CHALLENGE: Pick out every line that holds the string "components" and copy it.

INFORMATION SHOWN:
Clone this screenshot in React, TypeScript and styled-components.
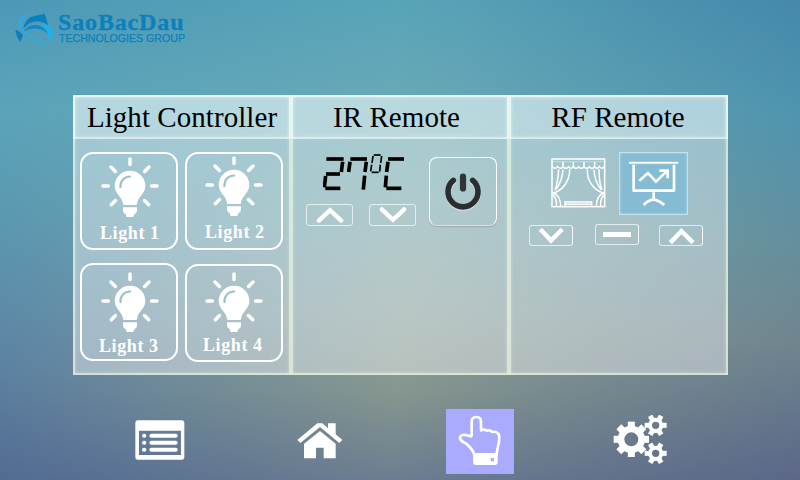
import React from "react";
import styled, { createGlobalStyle } from "styled-components";

const GlobalStyle = createGlobalStyle`
  * { box-sizing: border-box; }
  body { margin: 0; overflow: hidden; }
  button { padding: 0; background: none; border: 0; font: inherit; color: inherit; }
`;

const Screen = styled.div`
  position: relative;
  isolation: isolate;
  width: 800px;
  height: 480px;
  overflow: hidden;
  font-family: "Liberation Serif", "Times New Roman", serif;
  background: linear-gradient(#5aa6b9 0, #69aab7 90px, #7caaac 200px, #8ba39f 310px, #86978f 390px, #6c7d91 480px);

  &::before,
  &::after {
    content: "";
    position: absolute;
    inset: 0;
    z-index: -1;
  }
  &::before {
    background: linear-gradient(#4c98b6 0, #5aa3ba 110px, #5795b0 230px, #557da4 370px, #4b6794 480px);
    mask-image: linear-gradient(100deg, #000 0, rgba(0, 0, 0, 0.5) 25%, transparent 52%);
  }
  &::after {
    background: linear-gradient(#4588aa 0, #4f94af 110px, #648f9d 240px, #70858f 340px, #66788c 400px, #5b6788 480px);
    mask-image: linear-gradient(270deg, #000 0, rgba(0, 0, 0, 0.6) 22%, transparent 50%);
  }
`;

const Brand = styled.header`
  display: flex;
  height: 95px;
  padding: 12px 0 0 14px;
  color: #0b80bd;
`;

const BrandText = styled.div`
  margin-left: 4px;
`;

const BrandName = styled.div`
  height: 21px;
  font-size: 24px;
  line-height: 20px;
  font-weight: bold;
  letter-spacing: 0.85px;
  -webkit-text-stroke: 0.3px #0b80bd;
  white-space: nowrap;
`;

const BrandTag = styled.div`
  padding-left: 1px;
  font: 10.6px/11px "Liberation Sans", Arial, sans-serif;
  -webkit-text-stroke: 0.25px #0b80bd;
  white-space: nowrap;
`;

const Art = styled.svg<{ $w: number; $h: number }>`
  display: block;
  flex: none;
  width: ${(p) => p.$w}px;
  height: ${(p) => p.$h}px;
`;

const Panel = styled.main`
  display: grid;
  grid-template-columns: 218px 218px 219px;
  width: 655px;
  height: 280px;
  margin-left: 73px;
`;

const Column = styled.section`
  display: flex;
  flex-direction: column;
  background: rgba(255, 255, 255, 0.4);
  box-shadow: inset 0 0 0 2px rgba(243, 250, 228, 0.45), inset 0 0 4px 1px rgba(243, 250, 232, 0.6);
`;

const Title = styled.h2<{ $shift?: number }>`
  height: 44px;
  margin: 0;
  padding-right: ${(p) => p.$shift ?? 0}px;
  font-size: 29px;
  line-height: 45px;
  font-weight: normal;
  letter-spacing: 0.06px;
  text-align: center;
  white-space: nowrap;
  color: #000;
  background: rgba(228, 245, 250, 0.32);
  box-shadow: inset 0 0 0 2px rgba(245, 255, 250, 0.35), inset 0 0 5px 1px rgba(245, 255, 252, 0.5);
`;

const LightGrid = styled.div`
  display: grid;
  grid-template-columns: 98px 98px;
  column-gap: 7px;
  row-gap: 13px;
  padding: 13px 0 0 7px;
`;

const LightTile = styled.button<{ $drop: number }>`
  display: flex;
  flex-direction: column;
  align-items: flex-start;
  width: 98px;
  height: 98px;
  margin-top: ${(p) => p.$drop}px;
  border: 2px solid #fff;
  border-radius: 13px;
`;

const BulbSlot = styled.span<{ $top: number; $left: number }>`
  padding: ${(p) => p.$top}px 0 0 ${(p) => p.$left}px;
`;

const LightLabel = styled.span<{ $top: number; $left: number }>`
  margin: ${(p) => p.$top}px 0 0 ${(p) => p.$left}px;
  font-size: 18px;
  line-height: 20px;
  font-weight: bold;
  letter-spacing: 0.6px;
  white-space: nowrap;
  color: #fff;
`;

const IrBody = styled.div`
  display: flex;
  padding: 13px 0 0 15px;
`;

const Climate = styled.div`
  width: 123px;
`;

const Reading = styled.div`
  padding-left: 17px;
  height: 52px;
`;

const KeyRow = styled.div<{ $gap: number }>`
  display: flex;
  gap: ${(p) => p.$gap}px;
`;

const Key = styled.button<{ $w: number; $drop?: number }>`
  display: grid;
  place-items: center;
  width: ${(p) => p.$w}px;
  height: 22px;
  margin-top: ${(p) => p.$drop ?? 0}px;
  border: 1px solid rgba(255, 255, 255, 0.68);
  border-radius: 3px;
`;

const RfKey = styled(Key)`
  height: 21px;
  border-right-width: 1.5px;
  border-right-color: rgba(255, 255, 255, 0.9);
`;

const PowerKey = styled.button`
  display: grid;
  place-items: center;
  width: 68px;
  height: 69px;
  margin-top: 5px;
  border: 1.5px solid #fff;
  border-bottom-color: #e6dcdf;
  border-radius: 8px;
  box-shadow: 0 1px 1px rgba(150, 110, 120, 0.35);
`;

const RfDevices = styled.div`
  display: flex;
  padding: 13px 0 0 42px;
`;

const CurtainKey = styled.button`
  height: 50px;
  margin: 6px 13px 0 0;
`;

const ScreenKey = styled.button`
  display: grid;
  place-items: center;
  width: 69px;
  height: 63px;
  background: #86bbd4;
  box-shadow: inset 0 0 0 1px rgba(205, 235, 240, 0.7), inset 0 0 3px 1px rgba(190, 225, 235, 0.8);
`;

const RfKeys = styled.div`
  display: grid;
  grid-template-columns: 66px 64px 44px;
  padding: 9px 0 0 20px;
`;

const Nav = styled.nav`
  display: flex;
  align-items: flex-start;
  padding-top: 34px;
`;

const NavItem = styled.button<{ $left: number; $top: number }>`
  margin: ${(p) => p.$top}px 0 0 ${(p) => p.$left}px;
`;

const TouchItem = styled(NavItem)`
  width: 68px;
  height: 65px;
  background: #aaaaff;
`;

function Logo() {
  return (
    <Art $w={40} $h={36} viewBox="42 36 120 108">
      <path d="M92 51L134 41Q140 56 144 76Q118 56 90 69Q78 75 70 86Q74 62 92 51Z" fill="#087fbe" />
      <path d="M49 90Q62 95 69 106L61 126Q50 112 46 94Z" fill="#087fbe" />
      <path d="M70 96Q84 72 111 75Q135 80 146 104Q133 89 112 86Q88 84 70 96Z" fill="#1188c8" />
      <path d="M126 72Q154 72 164 100L146 125Q148 94 126 72Z" fill="#1fb0f0" />
      <path
        d="M82 47C54 46 54 76 76 99C94 117 120 120 133 135"
        fill="none"
        stroke="#20b2f0"
        strokeWidth="5"
        strokeLinecap="round"
      />
    </Art>
  );
}

function Bulb() {
  return (
    <Art $w={58} $h={61} viewBox="-29 -29 58 61">
      <path
        d="M0-27v5.4M-27 0h5.4M21.6 0h5.4M-19-19l4.4 4.4M19-19l-4.4 4.4M-14.5 14.5l-4.2 4.2M14.5 14.5l4.2 4.2"
        stroke="#fff"
        strokeWidth="3.5"
        strokeLinecap="round"
      />
      <path d="M0-15.3A15.2 15.2 0 0 1 15.3 0C15.3 8 7.8 10 6.7 19H-6.7C-7.8 10-15.3 8-15.3 0A15.2 15.2 0 0 1 0-15.3Z" fill="#fff" />
      <path d="M-7 21.3H7V25Q6.5 27.5 4.5 28L3.3 31H-3.3L-4.5 28Q-6.5 27.5-7 25Z" fill="#fff" />
      <path d="M-9.6 1.2C-9.6-5-6-9 .2-9.5" fill="none" stroke="#9fc2c9" strokeWidth="2.2" strokeLinecap="round" />
    </Art>
  );
}

type Segment = [number, number, number, number];

const temperature: { weight: number; segments: Segment[] }[] = [
  { weight: 11, segments: [[94, 57, 146, 57], [143, 65, 139, 96], [93, 102, 135, 102], [92, 108, 88, 142], [91, 145, 136, 145]] },
  { weight: 11, segments: [[166, 57, 216, 57], [165, 65, 161, 96], [214, 65, 210, 96], [209, 107, 205, 149]] },
  { weight: 5, segments: [[236, 45, 257, 45], [260, 48, 257, 69], [256, 74, 254, 95], [230, 97, 251, 97], [230, 74, 227, 94], [234, 48, 231, 69]] },
  { weight: 11, segments: [[279, 57, 327, 57], [279, 65, 275, 96], [274, 107, 271, 142], [274, 145, 319, 145]] },
];

function SegmentDisplay() {
  return (
    <Art $w={84} $h={40} viewBox="84 36 252 120" role="img" aria-label="27°C">
      {temperature.map((digit, i) => (
        <g key={i} stroke="#000" strokeWidth={digit.weight}>
          {digit.segments.map(([x1, y1, x2, y2], j) => (
            <line key={j} x1={x1} y1={y1} x2={x2} y2={y2} />
          ))}
        </g>
      ))}
    </Art>
  );
}

function Chevron({ up = false }: { up?: boolean }) {
  return (
    <Art $w={30} $h={18} viewBox="-15 -9 30 18">
      <path
        d={up ? "M-11.2 5.6L0-4.8L11.2 5.6" : "M-11.2-5.6L0 4.8L11.2-5.6"}
        fill="none"
        stroke="#fff"
        strokeWidth="4.4"
        strokeLinecap="round"
      />
    </Art>
  );
}

function SteepChevron({ up = false }: { up?: boolean }) {
  return (
    <Art $w={30} $h={18} viewBox="-15 -9 30 18">
      <path
        d={up ? "M-10.6 6.6L.4-4.8L12 6.6" : "M-10.6-6.8L0 4.6L11.2-6.8"}
        fill="none"
        stroke="#fff"
        strokeWidth="4.4"
      />
    </Art>
  );
}

function Minus() {
  return (
    <Art $w={30} $h={5} viewBox="0 0 30 5">
      <rect x="1" width="28" height="5" fill="#fff" />
    </Art>
  );
}

function Power() {
  return (
    <Art $w={40} $h={42} viewBox="-20 -21 40 42">
      <g fill="none" strokeLinecap="round">
        <path d="M-9.7-11.6A15 15 0 1 0 9.7-11.6" stroke="#dbe5e6" strokeWidth="5.6" transform="translate(0 1.4)" opacity=".7" />
        <path d="M-9.7-11.6A15 15 0 1 0 9.7-11.6" stroke="#2a2e31" strokeWidth="5.6" />
        <path d="M0-15.4V-3.6" stroke="#303437" strokeWidth="6.2" />
      </g>
    </Art>
  );
}

function Curtain() {
  return (
    <Art $w={55} $h={50} viewBox="107 53 165 150">
      <g fill="none" stroke="#fff" strokeWidth="4.5">
        <rect x="110" y="56" width="158" height="143" />
        <path d="M110 64H268" strokeWidth="2" opacity=".6" />
        <path d="M110 76Q118 91 127 78Q135 89 143 79Q152 89 160 79Q167 89 174 79Q182 89 190 79Q198 89 206 79Q214 89 222 79Q230 89 238 79Q246 89 252 78Q261 90 268 76" />
        <path d="M143 65V79M174 65V79M206 65V79M238 65V79" />
        <path d="M163 87C164 121 143 150 112 159M143 88C141 117 129 138 121 148M130 87C128 117 124 137 119 149M216 87C214 121 235 150 267 159M236 88C237 117 250 138 258 148M251 87C251 117 255 137 260 149" />
        <path d="M112 157Q136 164 136 199M113 163Q126 178 123 199M267 157Q243 164 243 199M266 163Q253 178 256 199" />
        <path d="M149 199V185H229V199M150 192H229" />
      </g>
    </Art>
  );
}

function Presentation() {
  return (
    <Art $w={52} $h={48} viewBox="337 61 156 144">
      <g fill="none" stroke="#fff" strokeWidth="8" strokeLinejoin="round">
        <path d="M340 69H488" strokeWidth="6" />
        <path d="M354 75V153H475V75" />
        <path d="M414 158V177M384 196Q397 182 414 179Q432 183 446 196" />
        <path d="M371 123L397 100L421 126L452 96M431 93H456V116" strokeLinejoin="miter" />
      </g>
    </Art>
  );
}

function ListIcon() {
  return (
    <Art $w={50} $h={40} viewBox="44 46 150 120">
      <path fillRule="evenodd" fill="#fff" d="M53 47H184Q192 47 192 56V157Q192 165 184 165H53Q45 165 45 157V56Q45 47 53 47ZM56 78V151H182V78Z" />
      <g stroke="#fff" strokeWidth="12" strokeLinecap="round">
        <path d="M93 93H166M93 114H166M93 135H166" />
        <path d="M71 93h1M71 114h1M71 135h1" />
      </g>
    </Art>
  );
}

function HomeIcon() {
  return (
    <Art $w={46} $h={37} viewBox="51 50 138 111">
      <path fill="#fff" d="M120 77L167 115V159H131V127H108V159H72V115Z" />
      <path fill="#fff" d="M52 104L112 54H127L144 69V54H167V87L187 104L178 113L120 65L61 113Z" />
    </Art>
  );
}

function TouchIcon() {
  return (
    <Art $w={68} $h={65} viewBox="30 27 204 195">
      <path
        d="M114 163C112 148 99 138 88 129C76 125 68 115 74 108C79 101 95 106 104 109C108 110 107 103 107 96V65Q107 51 121 51Q135 51 135 65V91Q144 86 152 92Q162 89 169 96Q181 93 188 103C195 117 184 137 182 163Z"
        fill="none"
        stroke="#fff"
        strokeWidth="8"
        strokeLinejoin="round"
      />
      <path fillRule="evenodd" fill="#fff" d="M111 161H185V186Q185 195 176 195H120Q111 195 111 186ZM164 174V184H174V174Z" />
    </Art>
  );
}

function Gear({ cx, cy, r, hole, teeth, tooth, reach }: { cx: number; cy: number; r: number; hole: number; teeth: number; tooth: number; reach: number }) {
  return (
    <g transform={`translate(${cx} ${cy})`} fill="#fff">
      <path fillRule="evenodd" d={`M${-r} 0a${r} ${r} 0 1 0 ${2 * r} 0a${r} ${r} 0 1 0 ${-2 * r} 0ZM${-hole} 0a${hole} ${hole} 0 1 0 ${2 * hole} 0a${hole} ${hole} 0 1 0 ${-2 * hole} 0Z`} />
      {Array.from({ length: teeth }, (_, i) => (
        <rect key={i} x={r - 5} y={-tooth / 2} width={reach - r + 5} height={tooth} transform={`rotate(${(i * 360) / teeth})`} />
      ))}
    </g>
  );
}

function GearsIcon() {
  return (
    <Art $w={55} $h={50} viewBox="40 30 165 150">
      <Gear cx={95} cy={103} r={41} hole={21} teeth={8} tooth={21} reach={53} />
      <Gear cx={168} cy={61} r={23} hole={11} teeth={6} tooth={15} reach={33} />
      <Gear cx={168} cy={145} r={23} hole={11} teeth={6} tooth={15} reach={33} />
    </Art>
  );
}

const lights = [
  { name: "Light 1", drop: 0, bulbTop: 3, bulbLeft: 19, labelTop: 5, labelLeft: 18 },
  { name: "Light 2", drop: 0, bulbTop: 2, bulbLeft: 18, labelTop: 5, labelLeft: 18 },
  { name: "Light 3", drop: 0, bulbTop: 7, bulbLeft: 19, labelTop: 3, labelLeft: 17 },
  { name: "Light 4", drop: 1, bulbTop: 6, bulbLeft: 18, labelTop: 2, labelLeft: 16 },
];

export default function App() {
  return (
    <>
      <GlobalStyle />
      <Screen>
        <Brand>
          <Logo />
          <BrandText>
            <BrandName>SaoBacDau</BrandName>
            <BrandTag>TECHNOLOGIES GROUP</BrandTag>
          </BrandText>
        </Brand>
        <Panel>
          <Column>
            <Title>Light Controller</Title>
            <LightGrid>
              {lights.map((l) => (
                <LightTile key={l.name} $drop={l.drop}>
                  <BulbSlot $top={l.bulbTop} $left={l.bulbLeft}>
                    <Bulb />
                  </BulbSlot>
                  <LightLabel $top={l.labelTop} $left={l.labelLeft}>{l.name}</LightLabel>
                </LightTile>
              ))}
            </LightGrid>
          </Column>
          <Column>
            <Title $shift={7}>IR Remote</Title>
            <IrBody>
              <Climate>
                <Reading>
                  <SegmentDisplay />
                </Reading>
                <KeyRow $gap={16}>
                  <Key $w={47}><Chevron up /></Key>
                  <Key $w={47}><Chevron /></Key>
                </KeyRow>
              </Climate>
              <PowerKey aria-label="Power"><Power /></PowerKey>
            </IrBody>
          </Column>
          <Column>
            <Title $shift={1}>RF Remote</Title>
            <RfDevices>
              <CurtainKey aria-label="Curtain"><Curtain /></CurtainKey>
              <ScreenKey aria-label="Projection screen"><Presentation /></ScreenKey>
            </RfDevices>
            <RfKeys>
              <RfKey $w={44} $drop={1}><SteepChevron /></RfKey>
              <RfKey $w={44}><Minus /></RfKey>
              <RfKey $w={44} $drop={1}><SteepChevron up /></RfKey>
            </RfKeys>
          </Column>
        </Panel>
        <Nav>
          <NavItem $left={135} $top={11} aria-label="List"><ListIcon /></NavItem>
          <NavItem $left={112} $top={13} aria-label="Home"><HomeIcon /></NavItem>
          <TouchItem $left={103} $top={0} aria-label="Control"><TouchIcon /></TouchItem>
          <NavItem $left={99} $top={6} aria-label="Settings"><GearsIcon /></NavItem>
        </Nav>
      </Screen>
    </>
  );
}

RESPONSE TO THE TASK:
Clone this screenshot in React, TypeScript and styled-components.
import styled, { createGlobalStyle } from "styled-components";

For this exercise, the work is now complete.